** Task directions **
Reproduce the listing word for word, leaving every picture behind.

=======

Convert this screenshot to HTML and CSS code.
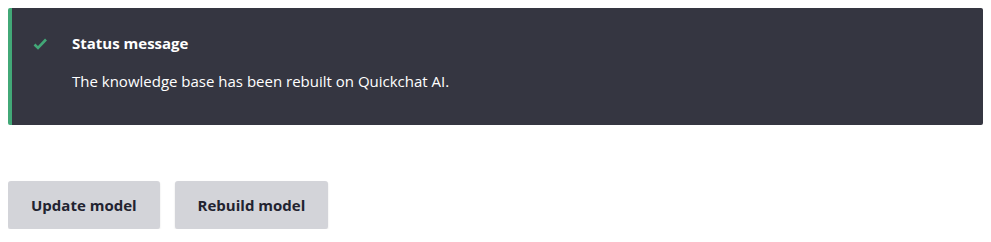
FILE: index.html
```html
<!DOCTYPE html>
<html lang="en">
  <head>
    <meta charset="UTF-8" />
    <title>Quickchat AI</title>
    <link rel="stylesheet" href="styles.css">
  </head>
  <body>
    <!-- status message -->
    <div class="messages messages--status" role="status">
      <div class="messages__icon">
        <svg width="16" height="16" viewBox="0 0 16 16">
          <path d="M1.5 8.5l3.5 3.5 8-8.5" fill="none" stroke="#42a877" stroke-width="2.6" />
        </svg>
      </div>
      <div class="messages__content">
        <h2 class="messages__title">Status message</h2>
        <p class="messages__text">The knowledge base has been rebuilt on Quickchat AI.</p>
      </div>
    </div>

    <!-- actions -->
    <div class="form-actions">
      <button class="button">Update model</button>
      <button class="button">Rebuild model</button>
    </div>
  </body>
</html>
```

FILE: styles.css
```css
/*global*/
* {
  margin: 0;
  padding: 0;
  box-sizing: border-box;
}

body {
  margin: 8px;
  font-family: "Open Sans", "Noto Sans", sans-serif;
  color: #222330;
  background: #fff;
}

/*messages*/
.messages {
  display: flex;
  min-height: 117px;
  padding: 25px 24px 28px 21px;
  background-color: #353641;
  border-left: 4px solid #42a877;
  border-radius: 2px;
  color: #fff;
}

.messages__icon {
  width: 39px;
  padding-top: 2px;
}

.messages__title {
  font-size: 15px;
  font-weight: 700;
  line-height: 20px;
  margin-bottom: 18px;
}

.messages__text {
  font-size: 15px;
  line-height: 20px;
}

/*buttons*/
.form-actions {
  display: flex;
  gap: 15px;
  margin-top: 56px;
}

.button {
  height: 48px;
  padding: 0 23px;
  border: 0;
  border-radius: 3px;
  background-color: #d3d4d9;
  box-shadow: 0 1px 2px rgba(0, 0, 0, 0.12);
  font-family: inherit;
  font-size: 15px;
  font-weight: 700;
  color: #222330;
  cursor: pointer;
}
```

=======

** Task solution **
Convert this screenshot to HTML and CSS code.
FILE: index.html
```html
<!DOCTYPE html>
<html lang="en">
  <head>
    <meta charset="UTF-8" />
    <title>Quickchat AI</title>
    <link rel="stylesheet" href="styles.css">
  </head>
  <body>
    <!-- status message -->
    <div class="messages messages--status" role="status">
      <div class="messages__icon">
        <svg width="16" height="16" viewBox="0 0 16 16">
          <path d="M1.5 8.5l3.5 3.5 8-8.5" fill="none" stroke="#42a877" stroke-width="2.6" />
        </svg>
      </div>
      <div class="messages__content">
        <h2 class="messages__title">Status message</h2>
        <p class="messages__text">The knowledge base has been rebuilt on Quickchat AI.</p>
      </div>
    </div>

    <!-- actions -->
    <div class="form-actions">
      <button class="button">Update model</button>
      <button class="button">Rebuild model</button>
    </div>
  </body>
</html>
```

FILE: styles.css
```css
/*global*/
* {
  margin: 0;
  padding: 0;
  box-sizing: border-box;
}

body {
  margin: 8px;
  font-family: "Open Sans", "Noto Sans", sans-serif;
  color: #222330;
  background: #fff;
}

/*messages*/
.messages {
  display: flex;
  min-height: 117px;
  padding: 25px 24px 28px 21px;
  background-color: #353641;
  border-left: 4px solid #42a877;
  border-radius: 2px;
  color: #fff;
}

.messages__icon {
  width: 39px;
  padding-top: 2px;
}

.messages__title {
  font-size: 15px;
  font-weight: 700;
  line-height: 20px;
  margin-bottom: 18px;
}

.messages__text {
  font-size: 15px;
  line-height: 20px;
}

/*buttons*/
.form-actions {
  display: flex;
  gap: 15px;
  margin-top: 56px;
}

.button {
  height: 48px;
  padding: 0 23px;
  border: 0;
  border-radius: 3px;
  background-color: #d3d4d9;
  box-shadow: 0 1px 2px rgba(0, 0, 0, 0.12);
  font-family: inherit;
  font-size: 15px;
  font-weight: 700;
  color: #222330;
  cursor: pointer;
}
```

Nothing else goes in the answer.